■ Task data ■
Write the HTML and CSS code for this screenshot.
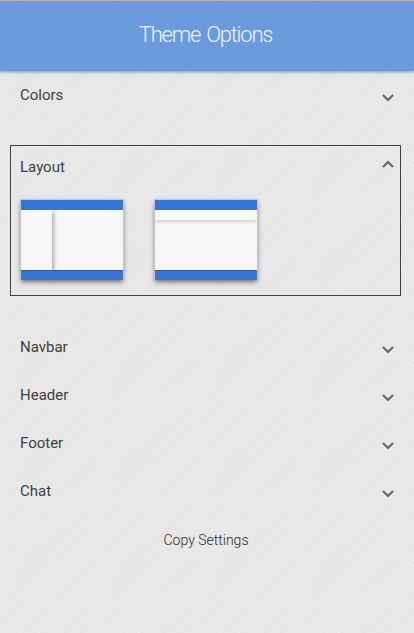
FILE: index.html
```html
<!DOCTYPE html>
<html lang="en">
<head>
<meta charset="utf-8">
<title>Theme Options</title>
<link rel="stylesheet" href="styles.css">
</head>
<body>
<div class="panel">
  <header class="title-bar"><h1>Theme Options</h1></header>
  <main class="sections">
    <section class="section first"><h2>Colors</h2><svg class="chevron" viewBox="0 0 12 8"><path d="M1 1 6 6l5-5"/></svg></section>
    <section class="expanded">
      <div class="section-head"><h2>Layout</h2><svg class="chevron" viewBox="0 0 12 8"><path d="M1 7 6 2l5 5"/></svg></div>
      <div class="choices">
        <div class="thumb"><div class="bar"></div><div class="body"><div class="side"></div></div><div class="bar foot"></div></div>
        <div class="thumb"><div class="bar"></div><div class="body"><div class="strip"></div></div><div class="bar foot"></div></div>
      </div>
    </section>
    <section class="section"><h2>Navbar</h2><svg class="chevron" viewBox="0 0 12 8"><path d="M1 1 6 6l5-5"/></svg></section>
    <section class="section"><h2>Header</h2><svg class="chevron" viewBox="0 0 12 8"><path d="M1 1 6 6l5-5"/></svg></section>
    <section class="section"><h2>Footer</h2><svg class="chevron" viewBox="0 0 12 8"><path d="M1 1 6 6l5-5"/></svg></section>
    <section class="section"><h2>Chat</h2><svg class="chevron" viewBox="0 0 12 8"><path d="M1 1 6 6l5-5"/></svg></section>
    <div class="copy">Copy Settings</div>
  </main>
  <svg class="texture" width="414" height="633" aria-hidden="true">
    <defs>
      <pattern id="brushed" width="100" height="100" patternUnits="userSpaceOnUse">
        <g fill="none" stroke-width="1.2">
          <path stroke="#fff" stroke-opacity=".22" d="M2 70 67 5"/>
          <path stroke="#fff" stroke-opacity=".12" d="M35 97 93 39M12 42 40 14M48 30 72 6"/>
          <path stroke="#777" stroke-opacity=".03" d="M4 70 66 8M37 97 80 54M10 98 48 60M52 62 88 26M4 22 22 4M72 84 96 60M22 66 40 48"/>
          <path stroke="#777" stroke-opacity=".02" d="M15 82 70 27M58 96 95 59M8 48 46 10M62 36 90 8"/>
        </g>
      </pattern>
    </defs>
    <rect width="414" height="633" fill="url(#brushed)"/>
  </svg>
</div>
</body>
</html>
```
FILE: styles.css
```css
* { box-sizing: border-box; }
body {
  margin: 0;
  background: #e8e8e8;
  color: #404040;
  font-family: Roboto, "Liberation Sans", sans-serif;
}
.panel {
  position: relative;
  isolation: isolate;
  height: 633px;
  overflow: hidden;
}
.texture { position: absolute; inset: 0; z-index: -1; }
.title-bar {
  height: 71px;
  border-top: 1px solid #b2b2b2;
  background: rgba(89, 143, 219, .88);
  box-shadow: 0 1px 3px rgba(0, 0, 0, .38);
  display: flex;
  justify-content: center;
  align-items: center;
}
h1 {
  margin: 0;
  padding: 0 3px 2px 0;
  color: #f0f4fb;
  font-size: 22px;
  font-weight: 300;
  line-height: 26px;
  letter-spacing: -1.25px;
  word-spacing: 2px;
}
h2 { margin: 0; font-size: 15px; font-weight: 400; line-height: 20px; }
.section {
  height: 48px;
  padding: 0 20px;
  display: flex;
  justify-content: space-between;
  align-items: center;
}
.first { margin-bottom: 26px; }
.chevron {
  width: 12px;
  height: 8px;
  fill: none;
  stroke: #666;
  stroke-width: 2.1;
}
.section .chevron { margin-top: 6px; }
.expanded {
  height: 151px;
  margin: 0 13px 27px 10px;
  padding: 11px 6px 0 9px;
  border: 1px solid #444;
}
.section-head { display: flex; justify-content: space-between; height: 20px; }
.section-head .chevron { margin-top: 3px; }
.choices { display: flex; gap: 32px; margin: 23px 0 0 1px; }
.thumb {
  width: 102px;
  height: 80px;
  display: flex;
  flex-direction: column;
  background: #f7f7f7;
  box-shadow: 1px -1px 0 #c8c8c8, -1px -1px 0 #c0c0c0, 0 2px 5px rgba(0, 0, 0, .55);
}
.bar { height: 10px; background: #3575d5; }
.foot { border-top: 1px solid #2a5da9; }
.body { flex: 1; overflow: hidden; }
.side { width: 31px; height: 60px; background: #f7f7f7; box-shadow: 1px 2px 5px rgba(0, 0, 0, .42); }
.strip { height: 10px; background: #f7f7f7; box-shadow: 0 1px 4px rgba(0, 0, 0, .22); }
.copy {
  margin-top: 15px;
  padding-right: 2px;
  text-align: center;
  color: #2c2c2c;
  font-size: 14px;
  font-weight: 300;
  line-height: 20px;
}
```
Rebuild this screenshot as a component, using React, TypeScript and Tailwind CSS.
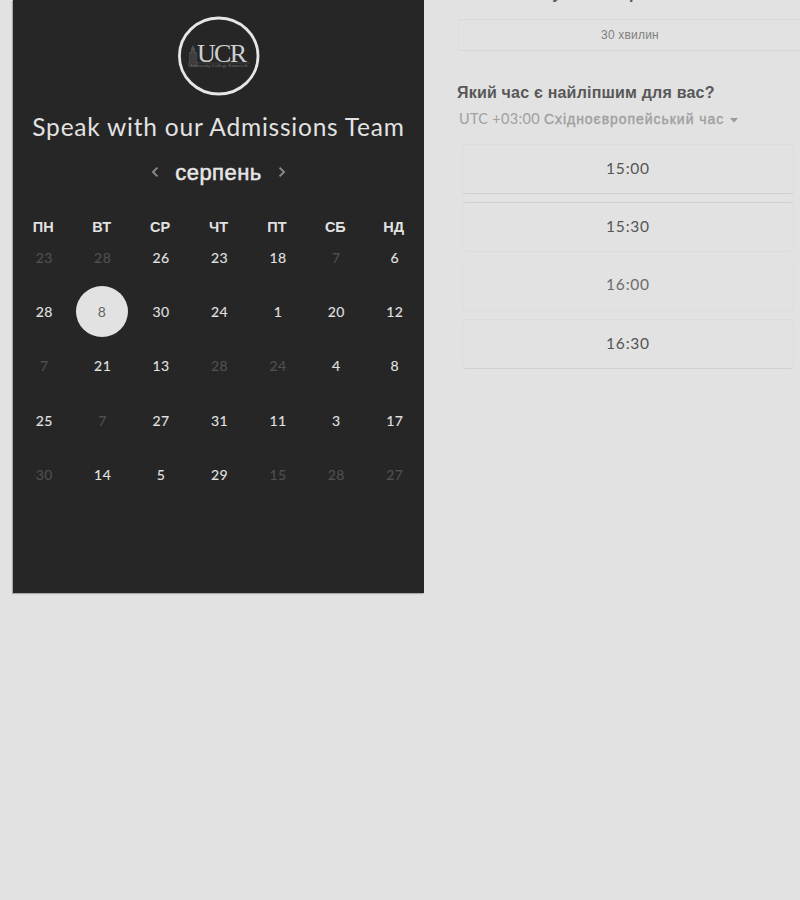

■ Your task ■
In the entries above, how many lines hold the word "this"? State the number and nothing else.

■ Exercise solution ■
2